Your goal
Both end lines count: copy exactly from the line that contains "Write the React, TypeScript" to the line that contains "string; selected?: boolean", and only those lines.

####

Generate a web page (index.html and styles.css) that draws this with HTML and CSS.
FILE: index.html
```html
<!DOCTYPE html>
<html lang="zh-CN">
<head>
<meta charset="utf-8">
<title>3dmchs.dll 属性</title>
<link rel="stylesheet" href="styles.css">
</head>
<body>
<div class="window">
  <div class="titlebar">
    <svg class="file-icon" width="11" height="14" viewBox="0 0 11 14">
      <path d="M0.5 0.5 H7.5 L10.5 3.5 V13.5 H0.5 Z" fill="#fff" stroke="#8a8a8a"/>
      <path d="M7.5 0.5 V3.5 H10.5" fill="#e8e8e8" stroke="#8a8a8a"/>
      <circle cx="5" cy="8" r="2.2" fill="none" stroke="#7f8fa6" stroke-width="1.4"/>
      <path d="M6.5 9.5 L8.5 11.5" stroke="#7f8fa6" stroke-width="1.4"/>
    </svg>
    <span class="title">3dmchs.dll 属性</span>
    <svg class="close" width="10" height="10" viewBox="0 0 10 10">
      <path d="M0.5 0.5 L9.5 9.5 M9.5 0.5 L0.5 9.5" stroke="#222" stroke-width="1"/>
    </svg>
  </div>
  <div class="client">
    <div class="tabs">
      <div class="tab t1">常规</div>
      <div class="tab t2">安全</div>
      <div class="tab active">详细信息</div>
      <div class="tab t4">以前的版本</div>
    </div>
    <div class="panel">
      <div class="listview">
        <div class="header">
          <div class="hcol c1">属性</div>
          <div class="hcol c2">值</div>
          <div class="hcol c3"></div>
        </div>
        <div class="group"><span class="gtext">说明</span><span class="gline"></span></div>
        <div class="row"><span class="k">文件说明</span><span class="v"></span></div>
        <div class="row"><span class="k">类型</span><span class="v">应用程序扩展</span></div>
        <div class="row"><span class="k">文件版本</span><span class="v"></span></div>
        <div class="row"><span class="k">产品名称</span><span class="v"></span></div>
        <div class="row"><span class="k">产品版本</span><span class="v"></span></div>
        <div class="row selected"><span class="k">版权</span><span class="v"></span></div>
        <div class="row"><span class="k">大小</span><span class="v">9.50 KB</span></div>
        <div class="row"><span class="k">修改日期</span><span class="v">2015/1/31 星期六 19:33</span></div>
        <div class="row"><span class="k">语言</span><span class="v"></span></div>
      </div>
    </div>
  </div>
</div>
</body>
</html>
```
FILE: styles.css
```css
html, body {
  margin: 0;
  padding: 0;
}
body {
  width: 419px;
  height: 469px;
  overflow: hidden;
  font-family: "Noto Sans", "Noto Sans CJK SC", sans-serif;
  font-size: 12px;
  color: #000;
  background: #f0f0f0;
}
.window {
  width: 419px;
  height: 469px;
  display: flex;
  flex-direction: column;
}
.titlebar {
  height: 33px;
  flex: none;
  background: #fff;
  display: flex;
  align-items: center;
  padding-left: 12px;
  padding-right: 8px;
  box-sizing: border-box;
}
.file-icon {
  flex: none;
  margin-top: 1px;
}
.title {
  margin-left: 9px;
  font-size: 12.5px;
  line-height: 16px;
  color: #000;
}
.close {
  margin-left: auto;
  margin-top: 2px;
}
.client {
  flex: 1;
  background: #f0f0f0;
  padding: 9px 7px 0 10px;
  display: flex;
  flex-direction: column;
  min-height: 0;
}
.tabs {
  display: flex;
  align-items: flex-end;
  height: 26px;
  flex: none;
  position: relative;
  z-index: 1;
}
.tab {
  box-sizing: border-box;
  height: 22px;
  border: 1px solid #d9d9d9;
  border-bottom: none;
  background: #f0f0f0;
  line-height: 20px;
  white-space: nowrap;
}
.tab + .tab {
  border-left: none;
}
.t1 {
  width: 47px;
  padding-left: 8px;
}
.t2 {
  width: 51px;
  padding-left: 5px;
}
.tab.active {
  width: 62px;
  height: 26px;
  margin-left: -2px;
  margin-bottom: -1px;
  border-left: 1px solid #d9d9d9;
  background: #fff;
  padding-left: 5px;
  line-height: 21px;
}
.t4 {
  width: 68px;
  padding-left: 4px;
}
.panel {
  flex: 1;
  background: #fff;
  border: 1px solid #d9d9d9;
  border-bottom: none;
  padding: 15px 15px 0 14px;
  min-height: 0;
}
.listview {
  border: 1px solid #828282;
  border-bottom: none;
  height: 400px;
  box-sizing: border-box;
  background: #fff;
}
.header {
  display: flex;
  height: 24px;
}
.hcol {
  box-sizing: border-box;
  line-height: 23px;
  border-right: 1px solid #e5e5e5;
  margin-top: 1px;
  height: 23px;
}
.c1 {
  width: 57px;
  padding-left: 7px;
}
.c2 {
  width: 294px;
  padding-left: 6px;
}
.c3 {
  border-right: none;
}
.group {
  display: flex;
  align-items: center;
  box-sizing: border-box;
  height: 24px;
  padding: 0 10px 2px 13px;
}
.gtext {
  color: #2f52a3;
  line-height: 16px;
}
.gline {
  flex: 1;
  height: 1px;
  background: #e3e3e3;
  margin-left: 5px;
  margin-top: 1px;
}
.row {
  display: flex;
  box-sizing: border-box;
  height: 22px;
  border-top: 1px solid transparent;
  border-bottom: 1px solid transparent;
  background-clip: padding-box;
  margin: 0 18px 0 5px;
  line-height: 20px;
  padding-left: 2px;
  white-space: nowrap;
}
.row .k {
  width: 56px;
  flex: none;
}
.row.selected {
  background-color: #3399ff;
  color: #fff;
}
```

####

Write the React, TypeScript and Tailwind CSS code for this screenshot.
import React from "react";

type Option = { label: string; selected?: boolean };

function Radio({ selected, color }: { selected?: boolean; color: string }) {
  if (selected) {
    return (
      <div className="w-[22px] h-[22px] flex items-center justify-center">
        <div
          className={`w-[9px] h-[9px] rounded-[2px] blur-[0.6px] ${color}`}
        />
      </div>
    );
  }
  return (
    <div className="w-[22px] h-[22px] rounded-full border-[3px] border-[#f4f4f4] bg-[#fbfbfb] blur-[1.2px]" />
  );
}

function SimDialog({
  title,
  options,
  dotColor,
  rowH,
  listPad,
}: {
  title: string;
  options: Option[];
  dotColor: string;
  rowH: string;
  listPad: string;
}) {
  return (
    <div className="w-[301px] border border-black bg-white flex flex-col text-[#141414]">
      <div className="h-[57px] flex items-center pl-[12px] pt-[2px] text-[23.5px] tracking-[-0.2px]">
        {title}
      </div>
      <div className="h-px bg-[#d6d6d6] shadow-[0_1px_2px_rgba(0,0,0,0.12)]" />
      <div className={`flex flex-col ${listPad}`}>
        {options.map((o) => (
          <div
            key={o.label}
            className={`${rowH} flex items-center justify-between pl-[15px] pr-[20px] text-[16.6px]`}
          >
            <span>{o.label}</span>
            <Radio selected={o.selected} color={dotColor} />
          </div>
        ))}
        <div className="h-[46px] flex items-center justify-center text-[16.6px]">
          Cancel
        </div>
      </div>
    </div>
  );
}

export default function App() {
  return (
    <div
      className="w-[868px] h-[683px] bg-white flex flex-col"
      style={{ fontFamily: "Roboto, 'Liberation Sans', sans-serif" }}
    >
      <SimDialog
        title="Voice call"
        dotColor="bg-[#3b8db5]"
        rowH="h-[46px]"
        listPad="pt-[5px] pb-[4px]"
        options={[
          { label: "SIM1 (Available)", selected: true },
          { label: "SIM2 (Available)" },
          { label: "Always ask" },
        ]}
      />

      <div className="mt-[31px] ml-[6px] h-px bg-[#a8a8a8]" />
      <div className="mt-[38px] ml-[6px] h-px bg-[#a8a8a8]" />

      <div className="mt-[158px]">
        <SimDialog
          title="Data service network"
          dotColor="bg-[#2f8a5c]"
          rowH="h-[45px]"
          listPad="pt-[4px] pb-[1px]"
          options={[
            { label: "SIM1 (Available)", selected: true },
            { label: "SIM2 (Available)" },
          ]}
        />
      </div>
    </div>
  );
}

####

Task solution
Write the React, TypeScript and Tailwind CSS code for this screenshot.
import React from "react";

type Option = { label: string; selected?: boolean };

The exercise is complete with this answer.